Exercise description:
Select every line below containing the word "screenshot".

-- START OF Records for the task --

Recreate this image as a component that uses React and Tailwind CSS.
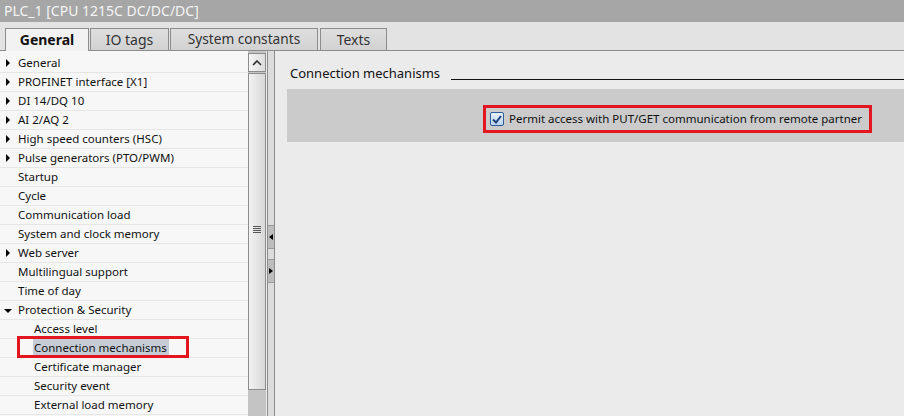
import React from "react";

const items = [
  { t: "General", a: "r", l: 0 },
  { t: "PROFINET interface [X1]", a: "r", l: 0 },
  { t: "DI 14/DQ 10", a: "r", l: 0 },
  { t: "AI 2/AQ 2", a: "r", l: 0 },
  { t: "High speed counters (HSC)", a: "r", l: 0 },
  { t: "Pulse generators (PTO/PWM)", a: "r", l: 0 },
  { t: "Startup", l: 0 },
  { t: "Cycle", l: 0 },
  { t: "Communication load", l: 0 },
  { t: "System and clock memory", l: 0 },
  { t: "Web server", a: "r", l: 0 },
  { t: "Multilingual support", l: 0 },
  { t: "Time of day", l: 0 },
  { t: "Protection & Security", a: "d", l: 0 },
  { t: "Access level", l: 1 },
  { t: "Connection mechanisms", l: 1, sel: true },
  { t: "Certificate manager", l: 1 },
  { t: "Security event", l: 1 },
  { t: "External load memory", l: 1 },
];

function Arrow({ dir }) {
  if (dir === "d")
    return (
      <svg width="8" height="8" viewBox="0 0 8 8" className="absolute left-[4px] top-[6px]">
        <path d="M0 2 L8 2 L4 6 Z" fill="#000" />
      </svg>
    );
  return (
    <svg width="8" height="8" viewBox="0 0 8 8" className="absolute left-[5px] top-[5px]">
      <path d="M1 0 L5 4 L1 8 Z" fill="#000" />
    </svg>
  );
}

export default function App() {
  return (
    <div
      className="w-[904px] h-[416px] overflow-hidden bg-[#ebebeb] flex flex-col"
      style={{ fontFamily: '"Noto Sans", "Open Sans", sans-serif' }}
    >
      <div className="h-[22px] bg-[#a6a6a6] text-[#f4f4f4] text-[14px] leading-[22px] pl-[4px] shrink-0">
        PLC_1 [CPU 1215C DC/DC/DC]
      </div>
      <div className="h-[29px] bg-[#e3e3e3] shrink-0 relative flex items-end pl-[5px] border-b border-[#8c8c8c]">
        <div className="h-[23px] w-[84px] bg-[#f2f2f2] border border-b-0 border-[#8c8c8c] text-[14px] font-bold text-[#111] flex items-center justify-center -mb-px relative z-10 pb-px">
          General
        </div>
        <div className="h-[22px] w-[79px] bg-gradient-to-b from-[#dedede] to-[#d2d2d2] border border-b-0 border-[#8c8c8c] text-[14px] text-[#333] flex items-center justify-center ml-[1px]">
          IO tags
        </div>
        <div className="h-[22px] w-[148px] bg-gradient-to-b from-[#dedede] to-[#d2d2d2] border border-b-0 border-[#8c8c8c] text-[13.7px] text-[#333] flex items-center justify-center ml-[1px]">
          System constants
        </div>
        <div className="h-[22px] w-[67px] bg-gradient-to-b from-[#dedede] to-[#d2d2d2] border border-b-0 border-[#8c8c8c] text-[14px] text-[#333] flex items-center justify-center ml-[2px]">
          Texts
        </div>
      </div>
      <div className="flex flex-1 min-h-0">
        <div className="w-[248px] shrink-0 bg-[#f7f7f7] pt-[3px]">
          {items.map((it, i) => (
            <div
              key={i}
              className="relative h-[19px] border-b border-[#e6e6e6] text-[11.5px] leading-[18px] text-[#111]"
            >
              {it.a && <Arrow dir={it.a} />}
              <span
                className={
                  "absolute top-0 whitespace-nowrap " +
                  (it.l ? "left-[34px]" : "left-[18px]") +
                  (it.sel ? " bg-[#c5ccd6] pr-[2px] -ml-[1px] pl-[1px]" : "")
                }
              >
                {it.t}
              </span>
              {it.sel && (
                <div className="absolute left-[17px] top-[-3px] w-[172px] h-[22px] border-[3px] border-[#e3161f]" />
              )}
            </div>
          ))}
        </div>
        <div className="w-[18px] shrink-0 bg-[#c4c4c4] flex flex-col pt-[2px]">
          <div className="h-[19px] border border-[#8c8c8c] bg-gradient-to-r from-[#f6f6f6] to-[#dcdcdc] flex items-center justify-center">
            <svg width="10" height="6" viewBox="0 0 10 6">
              <path d="M1 5 L5 1 L9 5" stroke="#333" strokeWidth="1.6" fill="none" />
            </svg>
          </div>
          <div className="h-[317px] mt-[1px] border border-[#8c8c8c] bg-gradient-to-r from-[#f2f2f2] to-[#d8d8d8] flex items-center justify-center">
            <div className="flex flex-col gap-[1px] mb-[4px]">
              <div className="w-[8px] h-px bg-[#555]" />
              <div className="w-[8px] h-px bg-[#555]" />
              <div className="w-[8px] h-px bg-[#555]" />
              <div className="w-[8px] h-px bg-[#555]" />
            </div>
          </div>
        </div>
        <div className="w-[1px] shrink-0 bg-[#ebebeb]" />
        <div className="w-[8px] shrink-0 bg-[#dcdcdc] border-x border-[#8c8c8c] flex flex-col pt-[174px]">
          <div className="h-[24px] bg-[#bdbdbd] border-y border-[#9a9a9a] flex items-center justify-center">
            <svg width="4" height="6" viewBox="0 0 4 6"><path d="M4 0 L0 3 L4 6 Z" fill="#000" /></svg>
          </div>
          <div className="h-[10px]" />
          <div className="h-[24px] bg-[#bdbdbd] border-y border-[#9a9a9a] flex items-center justify-center">
            <svg width="4" height="6" viewBox="0 0 4 6"><path d="M0 0 L4 3 L0 6 Z" fill="#000" /></svg>
          </div>
        </div>
        <div className="flex-1 bg-[#ebebeb] pl-[12px] pt-[14px]">
          <div className="flex items-end h-[17px] pl-[3px]">
            <span className="text-[13px] text-[#111] leading-[17px] whitespace-nowrap">Connection mechanisms</span>
            <div className="flex-1 ml-[11px] mb-[2px] border-b border-[#111]" />
          </div>
          <div className="mt-[7px] h-[53px] bg-[#cbcbcb] pl-[196px] pt-[16px]">
            <div className="inline-flex items-center h-[28px] border-[3px] border-[#e3161f] pl-[4px] pr-[7px]">
              <div className="w-[14px] h-[14px] rounded-[2px] border border-[#2b5d9a] bg-gradient-to-b from-[#e6f0fb] to-[#bcd4ee] flex items-center justify-center">
                <svg width="10" height="9" viewBox="0 0 10 9">
                  <path d="M1 4.5 L4 7.5 L9 1" stroke="#1a3f7a" strokeWidth="2" fill="none" />
                </svg>
              </div>
              <span className="ml-[5px] text-[11.5px] text-[#111] whitespace-nowrap">
                Permit access with PUT/GET communication from remote partner
              </span>
            </div>
          </div>
        </div>
      </div>
    </div>
  );
}
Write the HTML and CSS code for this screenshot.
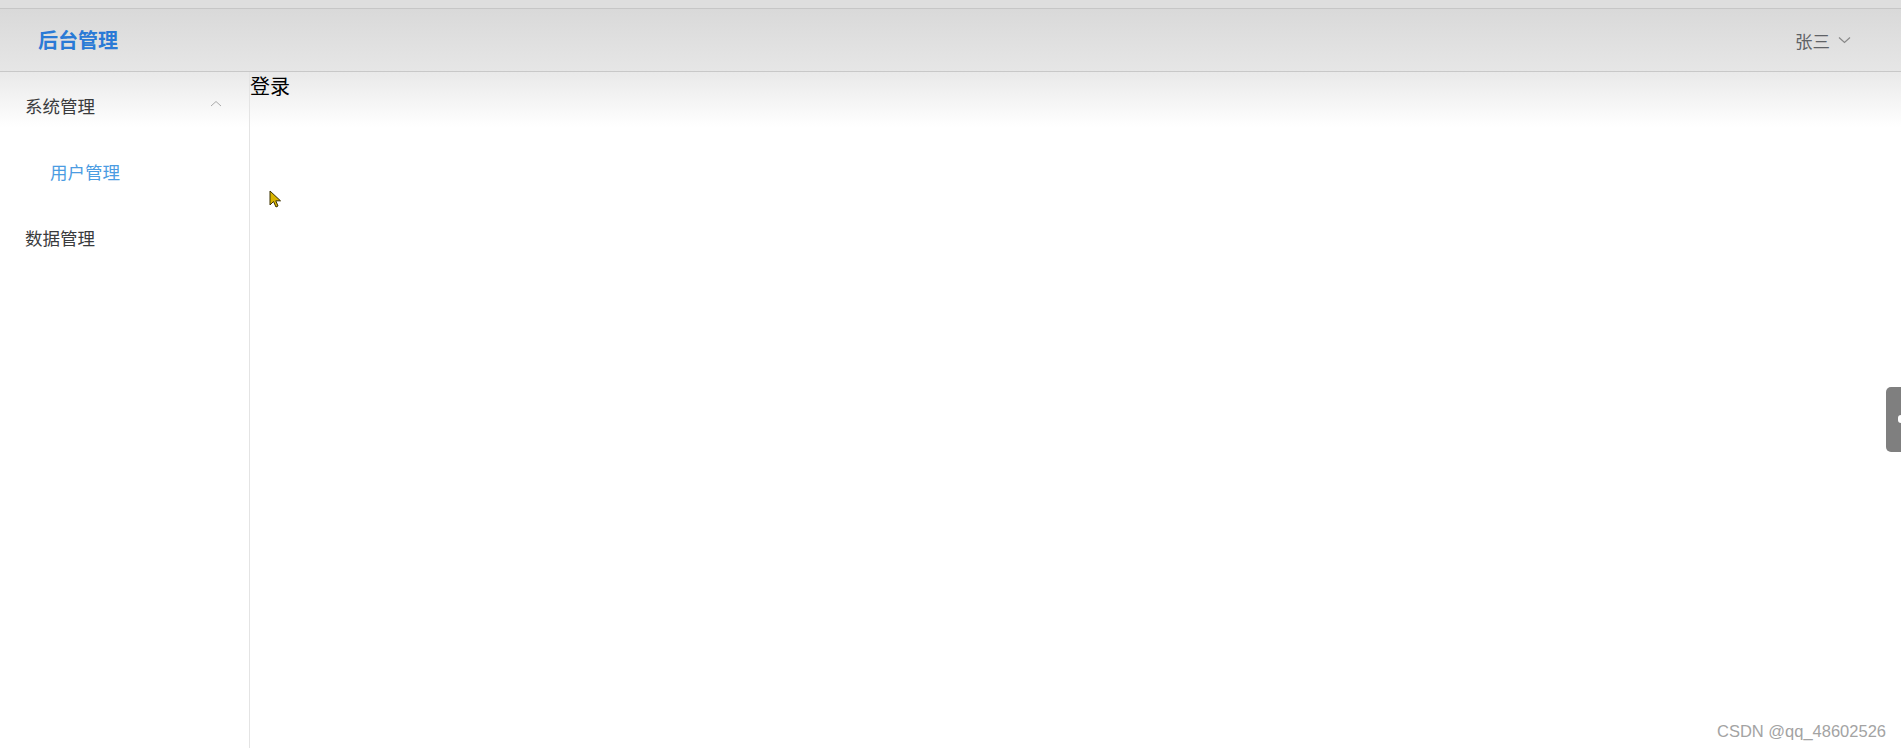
FILE: index.html
```html
<!DOCTYPE html>
<html lang="zh-CN">
<head>
  <meta charset="UTF-8" />
  <meta name="viewport" content="width=device-width, initial-scale=1" />
  <title>后台管理</title>
  <link rel="stylesheet" href="styles.css">
</head>
<body>
  <div class="topbar"></div>
  <header class="header">
    <div class="logo">后台管理</div>
    <div class="user">
      <span>张三</span>
      <svg class="caret" width="13" height="8" viewBox="0 0 13 8">
        <path d="M1 1.5 L6.5 6.5 L12 1.5" fill="none" stroke="#888" stroke-width="1.2"/>
      </svg>
    </div>
  </header>

  <div class="layout">
    <aside class="sidebar">
      <ul class="menu">
        <li class="submenu-title">
          <span>系统管理</span>
          <svg class="arrow" width="12" height="7" viewBox="0 0 12 7">
            <path d="M1 6 L6 1.5 L11 6" fill="none" stroke="#aaa" stroke-width="1"/>
          </svg>
        </li>
        <li class="menu-item child active">用户管理</li>
        <li class="menu-item">数据管理</li>
      </ul>
    </aside>
    <main class="main">
      <div class="page-title">登录</div>
    </main>
  </div>

  <!-- mouse pointer left in the screenshot -->
  <svg class="pointer" width="14" height="20" viewBox="0 0 14 20">
    <path d="M1 1 L1 15 L4.5 11.5 L7 17 L9 16 L6.8 10.8 L11.5 10.8 Z" fill="#d9b400" stroke="#3a3000" stroke-width="1"/>
  </svg>

  <div class="side-tab"><span></span></div>
  <div class="watermark">CSDN @qq_48602526</div>
</body>
</html>
```

FILE: styles.css
```css
html, body {
  height: 100%;
}
body {
  margin: 0;
  font-family: "Noto Sans CJK SC", "Noto Sans", sans-serif;
  background: #fff;
  display: flex;
  flex-direction: column;
  overflow: hidden;
}

/* thin strip above the header */
.topbar {
  height: 8px;
  background: #dedede;
  border-bottom: 1px solid #c6c6c6;
  flex-shrink: 0;
}

.header {
  height: 62px;
  background: linear-gradient(#d9d9d9, #e6e6e6);
  border-bottom: 1px solid #c8c8c8;
  display: flex;
  align-items: center;
  justify-content: space-between;
  padding: 0 50px 0 38px;
  flex-shrink: 0;
}
.logo {
  color: #2a7ad6;
  font-size: 20px;
  font-weight: bold;
  line-height: 20px;
}
.user {
  display: flex;
  align-items: center;
  gap: 8px;
  color: #5f6266;
  font-size: 17.5px;
}
.caret {
  display: block;
}

/* body under header */
.layout {
  flex: 1;
  display: flex;
  background: linear-gradient(#e9e9e9, #fff 55px);
}
.sidebar {
  width: 249px;
  border-right: 1px solid #e4e4e4;
  flex-shrink: 0;
}
.menu {
  list-style: none;
  margin: 0;
  padding: 0;
}
.submenu-title,
.menu-item {
  height: 66px;
  display: flex;
  align-items: center;
  padding-left: 25px;
  font-size: 17.5px;
  color: #3a3b3d;
}
.submenu-title {
  justify-content: space-between;
  padding-right: 27px;
}
.arrow {
  display: block;
  margin-top: -4px;
}
.menu-item.child {
  padding-left: 50px;
}
.menu-item.active {
  color: #4b9ce2;
}

.main {
  flex: 1;
}
.page-title {
  font-size: 20px;
  line-height: 28px;
  color: #000;
}

.pointer {
  position: absolute;
  left: 269px;
  top: 190px;
}

/* collapsed drawer handle on the right edge */
.side-tab {
  position: absolute;
  right: 0;
  top: 387px;
  width: 15px;
  height: 65px;
  background: #7f7f7f;
  border-radius: 5px 0 0 5px;
}
.side-tab span {
  position: absolute;
  right: -2px;
  top: 28px;
  width: 5px;
  height: 8px;
  background: #fff;
  border-radius: 3px 0 0 3px;
}

.watermark {
  position: absolute;
  right: 15px;
  bottom: 7px;
  font-family: "Liberation Sans", Arial, sans-serif;
  font-size: 16.5px;
  color: #a3a3a3;
}
```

-- END OF Records for the task --

Solution:
Write the HTML and CSS code for this screenshot.
  <!-- mouse pointer left in the screenshot -->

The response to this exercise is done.